Exercise directions => Omit all images, then return the remaining material exactly as it stands.

## Begin Dataset section

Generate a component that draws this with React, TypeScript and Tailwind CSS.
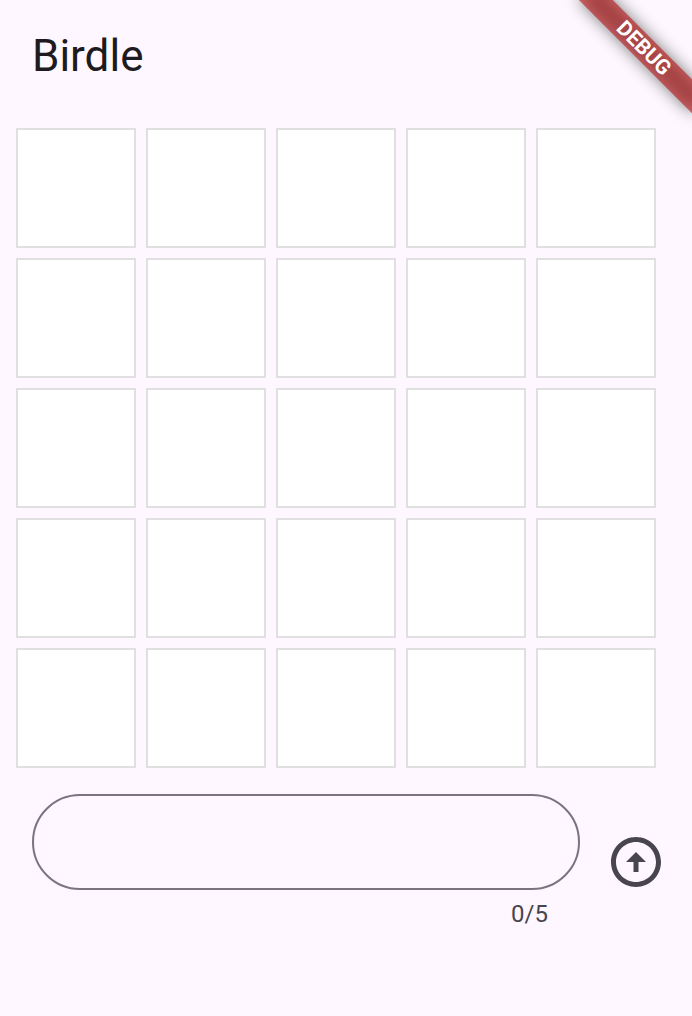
import { useState } from "react";
import type { FormEvent } from "react";

const ROWS = 5;
const WORD_LENGTH = 5;

function DebugBanner() {
  return (
    <div className="pointer-events-none absolute top-0 right-0 size-40 overflow-hidden">
      <div className="absolute top-14 left-20 h-6 w-40 origin-[80px_-56px] rotate-45">
        <div className="absolute inset-0 bg-black/50 blur-[8px]" />
        <div className="relative flex h-full items-center justify-center bg-[#b71c1c]/63 text-[21px] leading-none font-bold text-white">
          DEBUG
        </div>
      </div>
    </div>
  );
}

function Tile({ letter }: { letter: string }) {
  return (
    <div className="flex size-[120px] items-center justify-center border-2 border-[#e0e0e0] bg-white text-[44px] uppercase">
      {letter}
    </div>
  );
}

function Board({ guesses }: { guesses: string[] }) {
  return (
    <div className="flex flex-col gap-2.5">
      {Array.from({ length: ROWS }, (_, row) => (
        <div key={row} className="flex gap-2.5">
          {Array.from({ length: WORD_LENGTH }, (_, col) => (
            <Tile key={col} letter={guesses[row]?.[col] ?? ""} />
          ))}
        </div>
      ))}
    </div>
  );
}

function GuessInput({ onSubmit }: { onSubmit: (word: string) => void }) {
  const [value, setValue] = useState("");

  const submit = (event: FormEvent) => {
    event.preventDefault();
    if (value.length === WORD_LENGTH) {
      onSubmit(value);
      setValue("");
    }
  };

  return (
    <form onSubmit={submit} className="mt-2.5 flex items-center">
      <div className="flex flex-1 flex-col p-4">
        <input
          type="text"
          aria-label="Guess"
          maxLength={WORD_LENGTH}
          value={value}
          onChange={(event) => setValue(event.target.value)}
          className="h-24 w-full rounded-full border-2 border-[#79747e] bg-transparent px-8 text-[32px] text-[#1d1b20] outline-none"
        />
        <p className="mt-2 pr-8 text-right text-2xl leading-8 text-[#49454f]">
          {value.length}/{WORD_LENGTH}
        </p>
      </div>
      <button
        type="submit"
        aria-label="Submit guess"
        className="flex size-20 items-center justify-center rounded-full text-[#49454f]"
      >
        <svg viewBox="0 0 24 24" className="size-15" fill="currentColor" aria-hidden="true">
          <path d="M12 20c-4.42 0-8-3.58-8-8s3.58-8 8-8 8 3.58 8 8-3.58 8-8 8m0 2c5.52 0 10-4.48 10-10S17.52 2 12 2 2 6.48 2 12s4.48 10 10 10zm-1-10v4h2v-4h3l-4-4-4 4h3z" />
        </svg>
      </button>
    </form>
  );
}

export default function App() {
  const [guesses, setGuesses] = useState<string[]>([]);

  return (
    <div className="relative min-h-screen bg-[#fef7ff] font-[Roboto,sans-serif] text-[#1d1b20]">
      <header className="flex h-28 items-center px-8">
        <h1 className="text-[44px] leading-14 font-normal">Birdle</h1>
      </header>
      <main className="p-4">
        <Board guesses={guesses} />
        <GuessInput onSubmit={(word) => setGuesses((all) => [...all, word].slice(0, ROWS))} />
      </main>
      <DebugBanner />
    </div>
  );
}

## End Dataset section

Solution to the problem =>
Generate a component that draws this with React, TypeScript and Tailwind CSS.
import { useState } from "react";
import type { FormEvent } from "react";

const ROWS = 5;
const WORD_LENGTH = 5;

function DebugBanner() {
  return (
    <div className="pointer-events-none absolute top-0 right-0 size-40 overflow-hidden">
      <div className="absolute top-14 left-20 h-6 w-40 origin-[80px_-56px] rotate-45">
        <div className="absolute inset-0 bg-black/50 blur-[8px]" />
        <div className="relative flex h-full items-center justify-center bg-[#b71c1c]/63 text-[21px] leading-none font-bold text-white">
          DEBUG
        </div>
      </div>
    </div>
  );
}

function Tile({ letter }: { letter: string }) {
  return (
    <div className="flex size-[120px] items-center justify-center border-2 border-[#e0e0e0] bg-white text-[44px] uppercase">
      {letter}
    </div>
  );
}

function Board({ guesses }: { guesses: string[] }) {
  return (
    <div className="flex flex-col gap-2.5">
      {Array.from({ length: ROWS }, (_, row) => (
        <div key={row} className="flex gap-2.5">
          {Array.from({ length: WORD_LENGTH }, (_, col) => (
            <Tile key={col} letter={guesses[row]?.[col] ?? ""} />
          ))}
        </div>
      ))}
    </div>
  );
}

function GuessInput({ onSubmit }: { onSubmit: (word: string) => void }) {
  const [value, setValue] = useState("");

  const submit = (event: FormEvent) => {
    event.preventDefault();
    if (value.length === WORD_LENGTH) {
      onSubmit(value);
      setValue("");
    }
  };

  return (
    <form onSubmit={submit} className="mt-2.5 flex items-center">
      <div className="flex flex-1 flex-col p-4">
        <input
          type="text"
          aria-label="Guess"
          maxLength={WORD_LENGTH}
          value={value}
          onChange={(event) => setValue(event.target.value)}
          className="h-24 w-full rounded-full border-2 border-[#79747e] bg-transparent px-8 text-[32px] text-[#1d1b20] outline-none"
        />
        <p className="mt-2 pr-8 text-right text-2xl leading-8 text-[#49454f]">
          {value.length}/{WORD_LENGTH}
        </p>
      </div>
      <button
        type="submit"
        aria-label="Submit guess"
        className="flex size-20 items-center justify-center rounded-full text-[#49454f]"
      >
        <svg viewBox="0 0 24 24" className="size-15" fill="currentColor" aria-hidden="true">
          <path d="M12 20c-4.42 0-8-3.58-8-8s3.58-8 8-8 8 3.58 8 8-3.58 8-8 8m0 2c5.52 0 10-4.48 10-10S17.52 2 12 2 2 6.48 2 12s4.48 10 10 10zm-1-10v4h2v-4h3l-4-4-4 4h3z" />
        </svg>
      </button>
    </form>
  );
}

export default function App() {
  const [guesses, setGuesses] = useState<string[]>([]);

  return (
    <div className="relative min-h-screen bg-[#fef7ff] font-[Roboto,sans-serif] text-[#1d1b20]">
      <header className="flex h-28 items-center px-8">
        <h1 className="text-[44px] leading-14 font-normal">Birdle</h1>
      </header>
      <main className="p-4">
        <Board guesses={guesses} />
        <GuessInput onSubmit={(word) => setGuesses((all) => [...all, word].slice(0, ROWS))} />
      </main>
      <DebugBanner />
    </div>
  );
}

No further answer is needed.